May and June offer the lowest prices across most of Mexico. The Caribbean coast moves into rainy season, domestic tourism slows before the Mexican summer vacation (mid-July to August), and international visitors thin out. Flights from North America and Europe drop noticeably. This window works well for Mexico City, Oaxaca and the Yucatán peninsula interior (Chichen Itza, Valladolid, Mérida) where rain is a manageable inconvenience rather than a dealbreaker.
October is similarly affordable. The Caribbean coast hurricane risk is still present in early October but drops sharply by the third week. Colonial city weather starts improving. And if you time it right, Oaxaca’s Día de los Muertos falls at the end of October, which is not a cheap moment but is worth every peso.

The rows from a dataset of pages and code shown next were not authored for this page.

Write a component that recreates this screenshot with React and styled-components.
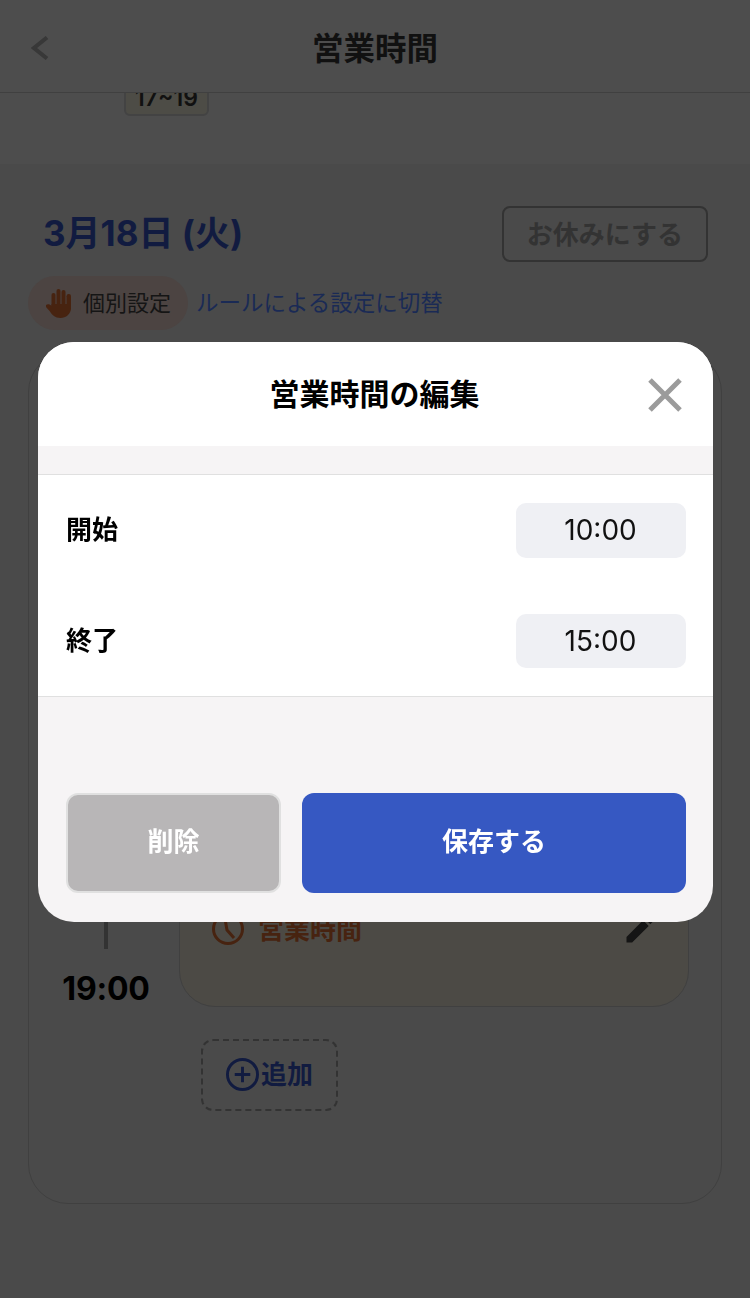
import styled, { createGlobalStyle } from "styled-components";
import { MdEdit } from "react-icons/md";

const fontStack = `Inter, "Noto Sans CJK JP", sans-serif`;

function App() {
  return (
    <>
      <GlobalStyle />
      <Page>
        <Header>
          <BackIcon viewBox="0 0 18 24" fill="none">
            <path d="M16 1.5 L3 12 L16 22.5" stroke="#383838" strokeWidth="4" />
          </BackIcon>
          <HeaderTitle>営業時間</HeaderTitle>
        </Header>
        <WeekStrip>
          <SlotChip>17~19</SlotChip>
        </WeekStrip>
        <Day>
          <DateRow>
            <DateTitle>3月18日 (火)</DateTitle>
            <HolidayButton>お休みにする</HolidayButton>
          </DateRow>
          <ModeRow>
            <ModePill>
              <svg width="28" height="30" viewBox="0 0 28 30" fill="#472310">
                <rect x="6.5" y="5" width="4" height="16" rx="2" />
                <rect x="11.5" y="1" width="4" height="18" rx="2" />
                <rect x="16.5" y="2" width="4" height="18" rx="2" />
                <rect x="21.5" y="6" width="4.5" height="16" rx="2.2" />
                <path d="M1 17 C2.5 15.5 5 16 6.5 18 L6.5 16 H26 V20 C26 26 21 30 15.5 30 C10 30 7 27 5 23.5 L1 19 Z" />
              </svg>
              <PillLabel>個別設定</PillLabel>
            </ModePill>
            <ModeLink>ルールによる設定に切替</ModeLink>
          </ModeRow>
          <ScheduleCard>
            <ScheduleRow>
              <TimeColumn>
                <TimeLine />
                <TimeLabel>19:00</TimeLabel>
              </TimeColumn>
              <SlotCard>
                <SlotRow>
                  <SlotName>
                    <svg width="32" height="32" viewBox="0 0 32 32" fill="none">
                      <circle cx="16" cy="16" r="14.5" stroke="#472310" strokeWidth="3" />
                      <path d="M13 6 L15 17 L22 25" stroke="#472310" strokeWidth="3" />
                    </svg>
                    <SlotLabel>営業時間</SlotLabel>
                  </SlotName>
                  <MdEdit size={36} color="#151515" />
                </SlotRow>
              </SlotCard>
            </ScheduleRow>
            <AddButton>
              <svg width="33" height="33" viewBox="0 0 34 34" fill="none">
                <circle cx="17" cy="17" r="15.5" stroke="#111b40" strokeWidth="3" />
                <path d="M17 9 V25 M9 17 H25" stroke="#111b40" strokeWidth="3" />
              </svg>
              <AddLabel>追加</AddLabel>
            </AddButton>
          </ScheduleCard>
        </Day>
      </Page>
      <Overlay>
        <Modal>
          <ModalHeader>
            <ModalTitle>営業時間の編集</ModalTitle>
            <CloseIcon viewBox="0 0 34 34" fill="none">
              <path d="M2 2 L32 32 M32 2 L2 32" stroke="#9b9b9b" strokeWidth="5" />
            </CloseIcon>
          </ModalHeader>
          <Fields>
            <FieldRow>
              <FieldLabel>開始</FieldLabel>
              <TimeValue>10:00</TimeValue>
            </FieldRow>
            <FieldRow>
              <FieldLabel>終了</FieldLabel>
              <TimeValue>15:00</TimeValue>
            </FieldRow>
          </Fields>
          <Footer>
            <DeleteButton>削除</DeleteButton>
            <SaveButton>保存する</SaveButton>
          </Footer>
        </Modal>
      </Overlay>
    </>
  );
}

export default App;

const GlobalStyle = createGlobalStyle`
  html, body {
    margin: 0;
    height: 1298px;
    overflow: hidden;
    background: #4a4a4a;
    font-family: ${fontStack};
  }
  * {
    box-sizing: border-box;
  }
`;

const Page = styled.div`
  width: 750px;
  height: 1298px;
  display: flex;
  flex-direction: column;
  overflow: hidden;
`;

const Header = styled.header`
  position: relative;
  z-index: 1;
  height: 93px;
  flex-shrink: 0;
  display: flex;
  align-items: center;
  justify-content: center;
  background: #4d4d4d;
  border-bottom: 1px solid #404040;
`;

const BackIcon = styled.svg`
  position: absolute;
  left: 31px;
  top: 36px;
  width: 18px;
  height: 24px;
`;

const HeaderTitle = styled.h1`
  margin: 0;
  font-size: 31.5px;
  font-weight: 700;
  color: #111;
`;

const WeekStrip = styled.div`
  height: 71px;
  flex-shrink: 0;
  padding-left: 124px;
  background: #4d4d4d;
`;

const SlotChip = styled.div`
  width: 85px;
  height: 34px;
  margin-top: -11px;
  padding-bottom: 2px;
  display: flex;
  align-items: center;
  justify-content: center;
  font-size: 23px;
  font-weight: 600;
  color: #111;
  background: #4d4c46;
  border: 2px solid #434343;
  border-radius: 6px;
`;

const Day = styled.section`
  padding: 42px 28px 0;
`;

const DateRow = styled.div`
  height: 56px;
  display: flex;
  align-items: center;
  justify-content: space-between;
  margin: 0 0 14px 15px;
`;

const DateTitle = styled.h2`
  margin: 0;
  padding-bottom: 2px;
  font-size: 35px;
  line-height: 44px;
  font-weight: 700;
  color: #111b40;
`;

const HolidayButton = styled.div`
  width: 206px;
  height: 56px;
  margin-right: 14px;
  padding-bottom: 4px;
  display: flex;
  align-items: center;
  justify-content: center;
  font-size: 26px;
  font-weight: 700;
  color: #333;
  border: 2px solid #333;
  border-radius: 8px;
`;

const ModeRow = styled.div`
  display: flex;
  align-items: center;
  gap: 8px;
`;

const ModePill = styled.div`
  width: 160px;
  height: 54px;
  display: flex;
  align-items: center;
  justify-content: center;
  gap: 10px;
  background: #4c4442;
  border-radius: 27px;
`;

const PillLabel = styled.span`
  padding-bottom: 4px;
  font-size: 22px;
  color: #151515;
`;

const ModeLink = styled.span`
  padding-bottom: 4px;
  font-size: 22.5px;
  color: #1a2a55;
`;

const ScheduleCard = styled.div`
  height: 852px;
  margin-top: 22px;
  padding-top: 280px;
  border: 1px solid #404040;
  border-radius: 40px;
`;

const ScheduleRow = styled.div`
  display: flex;
  align-items: stretch;
  height: 374px;
`;

const TimeColumn = styled.div`
  width: 150px;
  padding-left: 4px;
  display: flex;
  flex-direction: column;
  align-items: center;
`;

const TimeLine = styled.div`
  flex: 1;
  width: 4px;
  background: #333;
`;

const TimeLabel = styled.div`
  margin-top: 22px;
  height: 36px;
  line-height: 36px;
  font-size: 32px;
  font-weight: 700;
  letter-spacing: -0.2px;
  color: #000;
`;

const SlotCard = styled.div`
  width: 510px;
  display: flex;
  flex-direction: column;
  justify-content: flex-end;
  padding: 0 30px 59px 32px;
  background: #4c4a45;
  border: 1px solid #404040;
  border-radius: 36px;
`;

const SlotRow = styled.div`
  height: 36px;
  display: flex;
  align-items: center;
  justify-content: space-between;
`;

const SlotName = styled.div`
  display: flex;
  align-items: center;
  gap: 14px;
`;

const SlotLabel = styled.span`
  padding-bottom: 4px;
  font-size: 26px;
  font-weight: 700;
  color: #472310;
`;

const AddButton = styled.div`
  width: 137px;
  height: 72px;
  margin: 32px 0 0 172px;
  padding-bottom: 2px;
  display: flex;
  align-items: center;
  justify-content: center;
  gap: 2px;
  border: 2px dashed #333;
  border-radius: 12px;
`;

const AddLabel = styled.span`
  padding-bottom: 4px;
  font-size: 26px;
  font-weight: 700;
  color: #111b40;
`;

const Overlay = styled.div`
  position: fixed;
  inset: 0;
  z-index: 2;
  padding: 342px 0 0 38px;
`;

const Modal = styled.div`
  width: 675px;
  height: 580px;
  display: flex;
  flex-direction: column;
  overflow: hidden;
  background: #f6f4f5;
  border-radius: 36px;
`;

const ModalHeader = styled.div`
  position: relative;
  height: 104px;
  display: flex;
  align-items: center;
  justify-content: center;
  background: #fff;
`;

const ModalTitle = styled.h2`
  margin: 0;
  padding: 0 2px 4px 0;
  font-size: 30px;
  font-weight: 700;
  color: #000;
`;

const CloseIcon = styled.svg`
  position: absolute;
  right: 31px;
  top: 36px;
  width: 34px;
  height: 34px;
`;

const Fields = styled.div`
  margin-top: 28px;
  padding: 28px 27px 28px 28px;
  display: flex;
  flex-direction: column;
  gap: 56px;
  background: #fff;
  border-top: 1px solid #e0e0e0;
  border-bottom: 1px solid #e0e0e0;
`;

const FieldRow = styled.div`
  display: flex;
  align-items: center;
  justify-content: space-between;
`;

const FieldLabel = styled.span`
  padding-bottom: 5px;
  font-size: 26px;
  font-weight: 700;
  color: #000;
`;

const TimeValue = styled.div`
  width: 170px;
  height: 54.5px;
  padding-right: 1px;
  display: flex;
  align-items: center;
  justify-content: center;
  font-size: 28px;
  color: #111;
  background: #eff0f4;
  border-radius: 10px;
`;

const Footer = styled.div`
  padding: 96px 27px 0 28px;
  display: flex;
  gap: 21px;
`;

const FooterButton = styled.div`
  height: 100px;
  padding-bottom: 8px;
  display: flex;
  align-items: center;
  justify-content: center;
  font-size: 26px;
  font-weight: 700;
  color: #fff;
  border-radius: 12px;
`;

const DeleteButton = styled(FooterButton)`
  width: 215px;
  background: #b8b6b7;
  border: 2px solid #e0e0e0;
`;

const SaveButton = styled(FooterButton)`
  width: 384px;
  background: #3658c2;
`;
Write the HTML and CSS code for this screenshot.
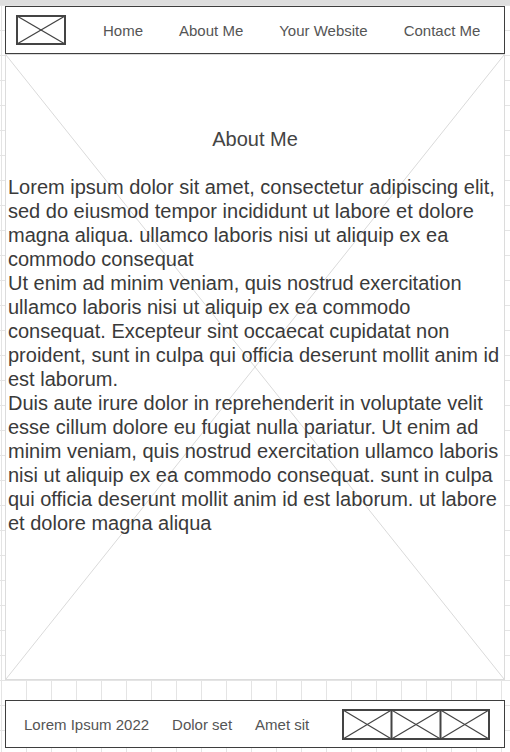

Use Zercy to find the best flights for different Mexico travel windows and compare what each month actually costs in airfare. Save your shortlist in your Zercy Logbook so you have all options handy when booking.
Frequently Asked Questions
When should you avoid Cancún because of hurricanes?
The hurricane season on Mexico’s Caribbean coast runs from June through November, with the highest risk in August and September. Most travelers skip September entirely. October carries residual risk but drops off significantly after mid-month. November through April is the safe, dry window.
What is Semana Santa in Mexico and when does it happen?
Semana Santa is Holy Week, the week leading up to Easter Sunday. Dates shift annually but typically fall in March or April. It’s the peak of Mexican domestic tourism, filling all beach destinations and popular colonial cities. Book accommodations two to three months ahead if traveling then.
Which months are cheapest for a Mexico City visit?
May and June offer the best value in Mexico City: lower hotel prices, fewer international tourists and comfortable temperatures before the heaviest rains arrive. Rainy season in the capital means afternoon storms, not all-day rain. Mornings are typically fine for sightseeing.
How early should you book for Día de los Muertos in Oaxaca?
At least four to five months ahead, ideally by June for late October to early November travel. Oaxaca accommodations during Día de los Muertos fill completely. Good-value guesthouses go first. Tours and cemetery visits through local operators also sell out weeks in advance.